A Single Man – Leave your tissues at home

When George looks at his reflection in the mirror he sees not himself but the ‘expression of a predicament’. It is all about appearance – how one appears to the world around us. Few people have an eye for design like Tom Ford and he perfectly realises this early 1960s suburban world, living in fear. This is the time of the Cuban Missile Crisis and so most live in dread of a Russian missile. But they also live in fear of any minority, not just the Reds but also those who ‘wear loafers’, as George does. The term ‘homosexuality’ looms but is never said, as if that way it does not exist. And in this world, where the young fear there is no tomorrow, we have George who is confident that, for him, there will indeed be no tomorrow. After failing to come to terms with the loss of his lover of 16 years, Joe, George has reached a decision and A Single Man follows him through his countdown.

Colin Firth is impeccable as George and it is good to see him the centre of a film. The attention to detail is stunning as George constructs himself just as Tom Ford constructs the world around him. The perfect wooden glass house, the beautifully kept car, George’s impeccable suits and his pristine white shirts, his memories, and the interchanging of colour and grey as some things fade and other things come back to the front of the mind.
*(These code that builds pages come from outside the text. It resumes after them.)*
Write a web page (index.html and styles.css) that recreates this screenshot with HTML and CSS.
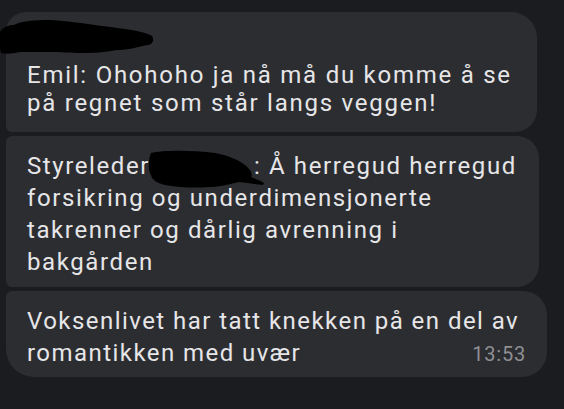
FILE: index.html
```html
<!DOCTYPE html>
<html lang="nb">
<head>
    <meta charset="UTF-8">
    <meta name="viewport" content="width=device-width, initial-scale=1.0">
    <title>Meldinger</title>
    <link rel="stylesheet" href="styles.css">
</head>
<body>
    <div class="thread">
        <div class="bubble bubble-first">
            <div class="sender">
                <svg class="scribble scribble-sender" viewBox="0 0 155 36" width="155" height="36">
                    <path d="M0,12 C4,6 10,5 14,5 C20,1 35,0 50,0 C70,1 95,5 117,8 C133,10 145,12 152,16 C155,20 152,25 147,25 C135,28 125,30 117,30 C100,33 90,33 83,33 C70,33 60,32 50,32 C35,32 25,32 20,32 C12,34 4,34 1,33 C-1,26 -1,18 0,12 Z" fill="#000"/>
                </svg>
            </div>
            <p class="text">Emil: Ohohoho ja nå må du komme å se<br>på regnet som står langs veggen!</p>
        </div>

        <div class="bubble bubble-middle">
            <p class="text">Styreleder<span class="hidden-name"><svg class="scribble scribble-name" viewBox="0 0 118 40" width="118" height="40"><path d="M4,3 C15,0 45,0 68,3 C80,5 92,10 98,15 C104,20 106,24 104,27 C108,29 114,31 117,33 L116,35 C108,34 100,33 92,32 C80,35 70,37 62,37 C50,38 35,38 18,35 C10,33 5,30 4,25 C1,20 1,10 4,3 Z" fill="#000"/></svg></span>: Å herregud herregud<br>forsikring og underdimensjonerte<br>takrenner og dårlig avrenning i<br>bakgården</p>
        </div>

        <div class="bubble bubble-last">
            <p class="text">Voksenlivet har tatt knekken på en del av</p>
            <div class="last-line">
                <span class="text">romantikken med uvær</span>
                <span class="time">13:53</span>
            </div>
        </div>
    </div>
</body>
</html>
```

FILE: styles.css
```css
body {
    margin: 0;
    background-color: #1b1c20;
    font-family: Roboto, "Noto Sans", sans-serif;
    color: #e6e6e8;
}

.thread {
    display: flex;
    flex-direction: column;
    align-items: flex-start;
    gap: 4px;
    padding: 12px 0 0 6px;
}

.bubble {
    position: relative;
    box-sizing: border-box;
    background-color: #2c2d31;
    padding: 14px 21px 9px;
}

.text {
    margin: 0;
    font-size: 24px;
    line-height: 32px;
    letter-spacing: 1.6px;
    white-space: nowrap;
}

.bubble-first {
    width: 531px;
    padding-top: 0;
    padding-bottom: 15px;
    border-radius: 20px 26px 22px 6px;
}

.bubble-first .text {
    line-height: 28px;
    letter-spacing: 1.75px;
}

.sender {
    height: 49px;
}

.bubble-middle {
    width: 533px;
    border-radius: 6px 22px 22px 6px;
}

.bubble-last {
    width: 541px;
    padding-bottom: 8px;
    border-radius: 6px 24px 25px 28px;
}

.bubble-last .text {
    letter-spacing: 1.45px;
}

.last-line {
    display: flex;
    align-items: baseline;
}

.time {
    margin-left: auto;
    font-size: 20px;
    letter-spacing: 0.8px;
    color: #8e8f93;
}

.hidden-name {
    position: relative;
    display: inline-block;
    width: 104px;
}

.scribble {
    position: absolute;
    display: block;
}

.scribble-sender {
    left: -6px;
    top: 8px;
}

.scribble-name {
    left: -3px;
    top: -24px;
}
```
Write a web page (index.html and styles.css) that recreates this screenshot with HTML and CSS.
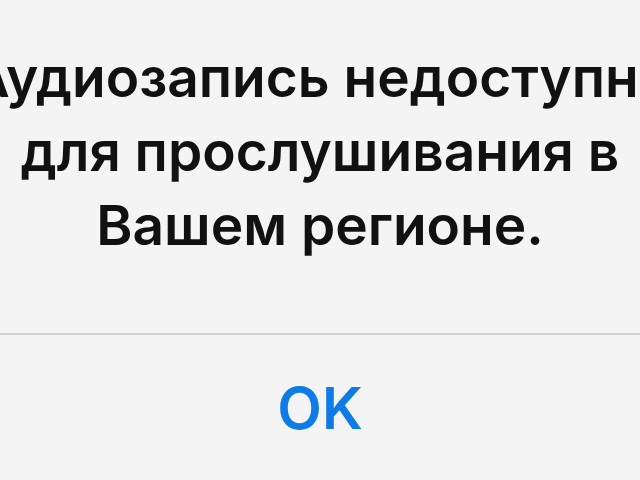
FILE: index.html
```html
<!DOCTYPE html>
<html lang="ru">
<head>
    <meta charset="UTF-8">
    <meta name="viewport" content="width=device-width, initial-scale=1.0">
    <title>Alert</title>
    <link rel="stylesheet" href="styles.css">
</head>
<body>
    <div class="alert">
        <div class="alert-message">
            <span>Аудиозапись недоступна</span>
            <span>для прослушивания в</span>
            <span>Вашем регионе.</span>
        </div>
        <div class="alert-actions">
            <button type="button" class="alert-button">OK</button>
        </div>
    </div>
</body>
</html>
```

FILE: styles.css
```css
body {
    margin: 0;
    padding: 0;
    background-color: #f4f4f4;
    font-family: Inter, "Noto Sans", sans-serif;
    overflow: hidden;
}

.alert {
    width: 640px;
    height: 480px;
    display: flex;
    flex-direction: column;
}

.alert-message {
    display: flex;
    flex-direction: column;
    align-items: center;
    padding: 40px 0 71px;
    font-size: 55px;
    font-weight: 600;
    line-height: 74px;
    color: #111;
    white-space: nowrap;
    border-bottom: 2px solid #d2d2d2;
}

.alert-actions {
    flex: 1;
    display: flex;
    align-items: center;
    justify-content: center;
}

.alert-button {
    background: none;
    border: none;
    padding: 0;
    font-family: inherit;
    font-size: 58px;
    font-weight: 600;
    color: #0f7be6;
    cursor: pointer;
}
```
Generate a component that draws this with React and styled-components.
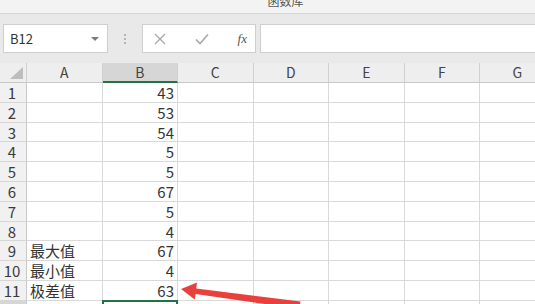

George isn’t alone in having to reconstruct himself every day. His closest friend Charley (Julianne Moore) likewise has to build herself with make up, clothes, hair, booze. Her best days are in the past, not in LA, where the film is set, but back in London, where she and George had a fling. Julianne Moore is excellent, as she is in just about everything, and her English accent is just great.

After all is said and done, for me, A Single Man was perfectly executed – it was visually stunning and very clever and the leads excelled. However, the grand design of it all, its self-consciousness and its ceaseless pessimism left me feeling entirely unmoved for George. I’m someone who loves to immerse myself in emotional movies and it doesn’t take much in a movie to set me off. My favourite movies are those that involve me. At the end of A Single Man I felt nothing but relief, and most of it was for me, not George. I felt that this was a film where the audience was probably not much in the filmmaker’s mind. I found myself working through a mental shopping list of things to buy on the way home. Not a good sign. And strange for a film with this much ostensible emotion that it failed to pass through the screen into the auditorium.

There was some humour – the lady next to me was laughing hysterically at George’s ineffectual attempts to shoot himself. I didn’t find it so rib-ticklingly funny. Charley and George shared some lighter moments, in between accusing each other of living a pointless existence. I would have liked to have seen more of the family next door – the daughter with her gladiator goldfish, for instance.

George and Jim had been lovers for 16 years but, watching the moments with them together on screen, they didn’t act that way to me. I would also suggest that skinny dipping in a choppy Pacific at midnight is not the best way to prove to yourself that you’re alive.

This was a film that appealed purely to intellect and that is only one part of the brain that should be engaged by a cinema experience. I felt that whatever happened to George during the course of this day there could be only one end. And that was indeed what happened. It was a relentless journey, lit on occasion by some pleasing cinematography, set design and acting. I saw A Single Man at a ‘serious’ cinema, one where normally audiences will wait to the very end of the credits before making a move. Not with A Single Man. The instant this film finished, before almost the very first credit, the mass rush to the pub next door was on.